Absent for three years, giant puffball mushrooms are popping in forests and on social media.

Pamela Miller

The first time Pamela Miller saw a giant puffball in the wild, she mistook it for a human skull.

"I almost had a heart attack," reports the veteran mushroom hunter/Star Tribune editor.

The smooth, white, orb-like mushrooms are hard to miss, with some growing up to three feet in diameter and weighing up to 40 pounds. They're edible, though reasonable mycophiles differ on how pleasing the tofu-like meat tastes. And for the past few years, puffballs all but disappeared from Minnesota.

“This year, out of nowhere, there are literally thousands of them," Miller says. “I’ve never seen that many—they're everywhere."

Ron Spinosa, a mushroom expert with the Minnesota Mycological Society, isn't sure why giant puffballs have been popping up in such great numbers throughout southern and central Minnesota.

"For a long time, you could find 'em just about every year," Spinosa says with a folksy, mushroom-authoritative drawl. "But with climate change, some mushrooms are coming up at different times, some of 'em aren’t coming up."

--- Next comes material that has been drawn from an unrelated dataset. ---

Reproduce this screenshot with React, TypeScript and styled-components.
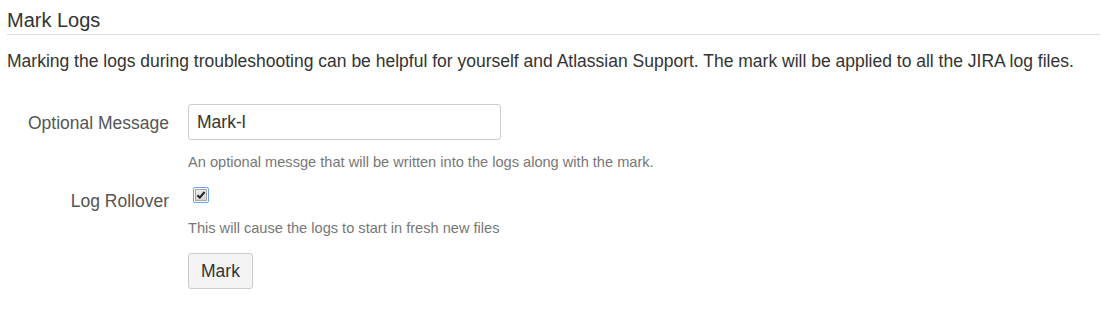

Right now, you might find giant puffballs at places like Nerstrand Big Woods State Park, Frontenac State Park, and Minnehaha Falls Park. You'll absolutely find the 'shrooms—sometimes called "moon melons"—on social media. Currently, there are 98,000 posts under the #puffball Instagram hashtag. While some posts highlight poofy chickens, most of the images feature mushroom hunters hoisting those pasty, spherical fungi trophies.

Giant puffballs belong in the quartet of wild mushrooms known as the "Foolproof Four," Spinosa says. Alongside shaggy mane, morel, and chicken of the woods, they're among the most common and identifiable mushrooms for novice hunters.

"If you see something that’s as big as a soccer ball, smooth and white on the outside… there’s really nothing else that’s like that," Spinosa says. "Jeez, they can get as big as a good-sized watermelon."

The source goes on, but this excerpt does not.